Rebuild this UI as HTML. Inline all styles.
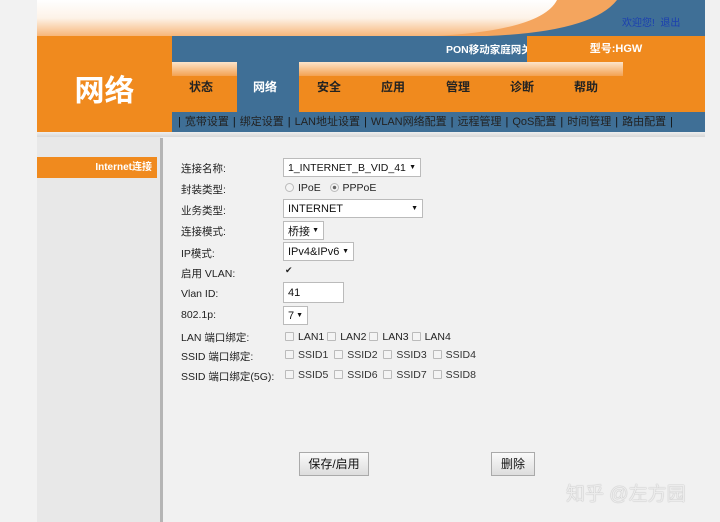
<!DOCTYPE html>
<html><head><meta charset="utf-8"><style>
*{margin:0;padding:0;box-sizing:border-box}
body{width:720px;height:522px;overflow:hidden;background:#f1f1f1;font-family:"Liberation Sans","Noto Sans CJK SC",sans-serif;position:relative;font-size:11px;color:#222}
.a{position:absolute}
.nav span{position:absolute;top:0;height:50px;line-height:50px;width:64px;text-align:center;font-weight:bold;font-size:12px;color:#222}
.sub{color:#111;font-size:11px;white-space:nowrap;line-height:20px}
.sub b{font-weight:normal;color:#222;margin:0 4px}
.lbl{position:absolute;left:181px;font-size:10.5px;color:#222}
.sel{position:absolute;left:283px;height:19px;border:1px solid #bbb;background:#fff;font-size:11px;padding-left:4px;color:#111;display:flex;align-items:center;white-space:nowrap}
.sel i{font-style:normal;font-size:7px;position:absolute;right:4px;top:5px}
.cb{display:inline-block;width:9px;height:9px;border:1px solid #bbb;background:#f4f4f4;vertical-align:-1px;margin-right:4px;border-radius:1px}
.opt{position:absolute;left:285px;font-size:10.5px;white-space:nowrap}
.dim{color:#333}
.btn{position:absolute;height:24px;border:1px solid #aaa;background:linear-gradient(#fafafa,#ddd);font-size:12px;line-height:22px;text-align:center;color:#111}
</style></head><body>
<div class="a" style="left:0;top:0;width:37px;height:522px;background:#f2f2f2"></div>
<div class="a" style="left:37px;top:0;width:124px;height:522px;background:#e8e8e8"></div>
<div class="a" style="left:160px;top:138px;width:3px;height:384px;background:#b5b5b5"></div>
<svg class="a" style="left:37px;top:0" width="668" height="36">
<defs><linearGradient id="g" x1="0" y1="0" x2="0" y2="1"><stop offset="0" stop-color="#fff"/><stop offset="0.5" stop-color="#fdf3e8"/><stop offset="1" stop-color="#f7b67a"/></linearGradient></defs>
<rect width="668" height="36" fill="#3f6f96"/>
<path d="M0 0 H580 Q555 32 450 36 H0Z" fill="#f4a55e"/>
<path d="M0 0 H520 Q505 30 400 36 H0Z" fill="url(#g)"/>
</svg>
<div class="a" style="left:622px;top:14px;font-size:10px;color:#1b3fb0">欢迎您! &nbsp;退出</div>
<div class="a" style="left:37px;top:36px;width:135px;height:96px;background:#f08a1e"></div>
<div class="a" style="left:37px;top:66px;width:135px;text-align:center;font-size:30px;font-weight:bold;color:#fff">网络</div>
<div class="a" style="left:172px;top:36px;width:533px;height:26px;background:#3f6f96"></div>
<div class="a" style="left:446px;top:42px;font-size:10.5px;color:#fff;font-weight:bold">PON移动家庭网关</div>
<div class="a" style="left:527px;top:36px;width:178px;height:26px;background:#f08a1e;color:#fff;font-weight:bold;font-size:11px;text-align:center;line-height:26px">型号:HGW</div>
<div class="a nav" style="left:172px;top:62px;width:533px;height:50px;background:#f08a1e">
<div class="a" style="left:0;top:0;width:451px;height:14px;background:linear-gradient(#fce4cb,#f4a251)"></div>
<div class="a" style="left:65px;top:0;width:62px;height:50px;background:#3f6f96"></div>
<span style="left:-3px">状态</span><span style="left:61px;color:#fff">网络</span><span style="left:125px">安全</span><span style="left:189px">应用</span><span style="left:254px">管理</span><span style="left:318px">诊断</span><span style="left:382px">帮助</span>
</div>
<div class="a sub" style="left:172px;top:112px;width:533px;height:20px;background:#3f6f96;padding-left:6px">|<b>宽带设置</b>|<b>绑定设置</b>|<b>LAN地址设置</b>|<b>WLAN网络配置</b>|<b>远程管理</b>|<b>QoS配置</b>|<b>时间管理</b>|<b>路由配置</b>|</div>
<div class="a" style="left:37px;top:132px;width:668px;height:5px;background:linear-gradient(#eee,#d8d8d8)"></div>
<div class="a" style="left:37px;top:157px;width:120px;height:21px;background:#f08a1e;color:#fff;font-weight:bold;font-size:10px;text-align:right;padding-right:5px;line-height:21px">Internet连接</div>
<div class="lbl" style="top:161px">连接名称:</div>
<div class="sel" style="top:158px;width:138px;font-size:10.5px">1_INTERNET_B_VID_41<i>▼</i></div>
<div class="lbl" style="top:182px">封装类型:</div>
<div class="opt" style="top:182px"><span class="cb" style="border-radius:50%"></span>IPoE &nbsp;&nbsp;<span class="cb" style="border-radius:50%;background:radial-gradient(#666 30%,#f4f4f4 40%)"></span>PPPoE</div>
<div class="lbl" style="top:203px">业务类型:</div>
<div class="sel" style="top:199px;width:140px">INTERNET<i>▼</i></div>
<div class="lbl" style="top:224px">连接模式:</div>
<div class="sel" style="top:221px;width:41px">桥接<i>▼</i></div>
<div class="lbl" style="top:246px">IP模式:</div>
<div class="sel" style="top:242px;width:71px">IPv4&amp;IPv6<i>▼</i></div>
<div class="lbl" style="top:266px">启用 VLAN:</div>
<div class="opt" style="top:265px;font-size:9px">✔</div>
<div class="lbl" style="top:288px">Vlan ID:</div>
<div class="sel" style="top:282px;width:61px;height:21px">41</div>
<div class="lbl" style="top:309px">802.1p:</div>
<div class="sel" style="top:306px;width:25px">7<i>▼</i></div>
<div class="lbl" style="top:330px">LAN 端口绑定:</div>
<div class="opt" style="top:331px"><span class="cb"></span>LAN1 <span class="cb"></span>LAN2 <span class="cb"></span>LAN3 <span class="cb"></span>LAN4</div>
<div class="lbl" style="top:349px">SSID 端口绑定:</div>
<div class="opt dim" style="top:349px"><span class="cb"></span>SSID1 &nbsp;<span class="cb"></span>SSID2 &nbsp;<span class="cb"></span>SSID3 &nbsp;<span class="cb"></span>SSID4</div>
<div class="lbl" style="top:369px">SSID 端口绑定(5G):</div>
<div class="opt dim" style="top:369px"><span class="cb"></span>SSID5 &nbsp;<span class="cb"></span>SSID6 &nbsp;<span class="cb"></span>SSID7 &nbsp;<span class="cb"></span>SSID8</div>
<div class="btn" style="left:299px;top:452px;width:70px">保存/启用</div>
<div class="btn" style="left:491px;top:452px;width:44px">删除</div>
<div class="a" style="left:566px;top:479px;font-size:19px;color:#ececec;text-shadow:0 0 1px #999">知乎 @左方园</div>
</body></html>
---------------
(Requirements) Output the lines above in full and exactly as given, omitting any pictures.

(Finished exercise)
Rebuild this UI as HTML. Inline all styles.
<!DOCTYPE html>
<html><head><meta charset="utf-8"><style>
*{margin:0;padding:0;box-sizing:border-box}
body{width:720px;height:522px;overflow:hidden;background:#f1f1f1;font-family:"Liberation Sans","Noto Sans CJK SC",sans-serif;position:relative;font-size:11px;color:#222}
.a{position:absolute}
.nav span{position:absolute;top:0;height:50px;line-height:50px;width:64px;text-align:center;font-weight:bold;font-size:12px;color:#222}
.sub{color:#111;font-size:11px;white-space:nowrap;line-height:20px}
.sub b{font-weight:normal;color:#222;margin:0 4px}
.lbl{position:absolute;left:181px;font-size:10.5px;color:#222}
.sel{position:absolute;left:283px;height:19px;border:1px solid #bbb;background:#fff;font-size:11px;padding-left:4px;color:#111;display:flex;align-items:center;white-space:nowrap}
.sel i{font-style:normal;font-size:7px;position:absolute;right:4px;top:5px}
.cb{display:inline-block;width:9px;height:9px;border:1px solid #bbb;background:#f4f4f4;vertical-align:-1px;margin-right:4px;border-radius:1px}
.opt{position:absolute;left:285px;font-size:10.5px;white-space:nowrap}
.dim{color:#333}
.btn{position:absolute;height:24px;border:1px solid #aaa;background:linear-gradient(#fafafa,#ddd);font-size:12px;line-height:22px;text-align:center;color:#111}
</style></head><body>
<div class="a" style="left:0;top:0;width:37px;height:522px;background:#f2f2f2"></div>
<div class="a" style="left:37px;top:0;width:124px;height:522px;background:#e8e8e8"></div>
<div class="a" style="left:160px;top:138px;width:3px;height:384px;background:#b5b5b5"></div>
<svg class="a" style="left:37px;top:0" width="668" height="36">
<defs><linearGradient id="g" x1="0" y1="0" x2="0" y2="1"><stop offset="0" stop-color="#fff"/><stop offset="0.5" stop-color="#fdf3e8"/><stop offset="1" stop-color="#f7b67a"/></linearGradient></defs>
<rect width="668" height="36" fill="#3f6f96"/>
<path d="M0 0 H580 Q555 32 450 36 H0Z" fill="#f4a55e"/>
<path d="M0 0 H520 Q505 30 400 36 H0Z" fill="url(#g)"/>
</svg>
<div class="a" style="left:622px;top:14px;font-size:10px;color:#1b3fb0">欢迎您! &nbsp;退出</div>
<div class="a" style="left:37px;top:36px;width:135px;height:96px;background:#f08a1e"></div>
<div class="a" style="left:37px;top:66px;width:135px;text-align:center;font-size:30px;font-weight:bold;color:#fff">网络</div>
<div class="a" style="left:172px;top:36px;width:533px;height:26px;background:#3f6f96"></div>
<div class="a" style="left:446px;top:42px;font-size:10.5px;color:#fff;font-weight:bold">PON移动家庭网关</div>
<div class="a" style="left:527px;top:36px;width:178px;height:26px;background:#f08a1e;color:#fff;font-weight:bold;font-size:11px;text-align:center;line-height:26px">型号:HGW</div>
<div class="a nav" style="left:172px;top:62px;width:533px;height:50px;background:#f08a1e">
<div class="a" style="left:0;top:0;width:451px;height:14px;background:linear-gradient(#fce4cb,#f4a251)"></div>
<div class="a" style="left:65px;top:0;width:62px;height:50px;background:#3f6f96"></div>
<span style="left:-3px">状态</span><span style="left:61px;color:#fff">网络</span><span style="left:125px">安全</span><span style="left:189px">应用</span><span style="left:254px">管理</span><span style="left:318px">诊断</span><span style="left:382px">帮助</span>
</div>
<div class="a sub" style="left:172px;top:112px;width:533px;height:20px;background:#3f6f96;padding-left:6px">|<b>宽带设置</b>|<b>绑定设置</b>|<b>LAN地址设置</b>|<b>WLAN网络配置</b>|<b>远程管理</b>|<b>QoS配置</b>|<b>时间管理</b>|<b>路由配置</b>|</div>
<div class="a" style="left:37px;top:132px;width:668px;height:5px;background:linear-gradient(#eee,#d8d8d8)"></div>
<div class="a" style="left:37px;top:157px;width:120px;height:21px;background:#f08a1e;color:#fff;font-weight:bold;font-size:10px;text-align:right;padding-right:5px;line-height:21px">Internet连接</div>
<div class="lbl" style="top:161px">连接名称:</div>
<div class="sel" style="top:158px;width:138px;font-size:10.5px">1_INTERNET_B_VID_41<i>▼</i></div>
<div class="lbl" style="top:182px">封装类型:</div>
<div class="opt" style="top:182px"><span class="cb" style="border-radius:50%"></span>IPoE &nbsp;&nbsp;<span class="cb" style="border-radius:50%;background:radial-gradient(#666 30%,#f4f4f4 40%)"></span>PPPoE</div>
<div class="lbl" style="top:203px">业务类型:</div>
<div class="sel" style="top:199px;width:140px">INTERNET<i>▼</i></div>
<div class="lbl" style="top:224px">连接模式:</div>
<div class="sel" style="top:221px;width:41px">桥接<i>▼</i></div>
<div class="lbl" style="top:246px">IP模式:</div>
<div class="sel" style="top:242px;width:71px">IPv4&amp;IPv6<i>▼</i></div>
<div class="lbl" style="top:266px">启用 VLAN:</div>
<div class="opt" style="top:265px;font-size:9px">✔</div>
<div class="lbl" style="top:288px">Vlan ID:</div>
<div class="sel" style="top:282px;width:61px;height:21px">41</div>
<div class="lbl" style="top:309px">802.1p:</div>
<div class="sel" style="top:306px;width:25px">7<i>▼</i></div>
<div class="lbl" style="top:330px">LAN 端口绑定:</div>
<div class="opt" style="top:331px"><span class="cb"></span>LAN1 <span class="cb"></span>LAN2 <span class="cb"></span>LAN3 <span class="cb"></span>LAN4</div>
<div class="lbl" style="top:349px">SSID 端口绑定:</div>
<div class="opt dim" style="top:349px"><span class="cb"></span>SSID1 &nbsp;<span class="cb"></span>SSID2 &nbsp;<span class="cb"></span>SSID3 &nbsp;<span class="cb"></span>SSID4</div>
<div class="lbl" style="top:369px">SSID 端口绑定(5G):</div>
<div class="opt dim" style="top:369px"><span class="cb"></span>SSID5 &nbsp;<span class="cb"></span>SSID6 &nbsp;<span class="cb"></span>SSID7 &nbsp;<span class="cb"></span>SSID8</div>
<div class="btn" style="left:299px;top:452px;width:70px">保存/启用</div>
<div class="btn" style="left:491px;top:452px;width:44px">删除</div>
<div class="a" style="left:566px;top:479px;font-size:19px;color:#ececec;text-shadow:0 0 1px #999">知乎 @左方园</div>
</body></html>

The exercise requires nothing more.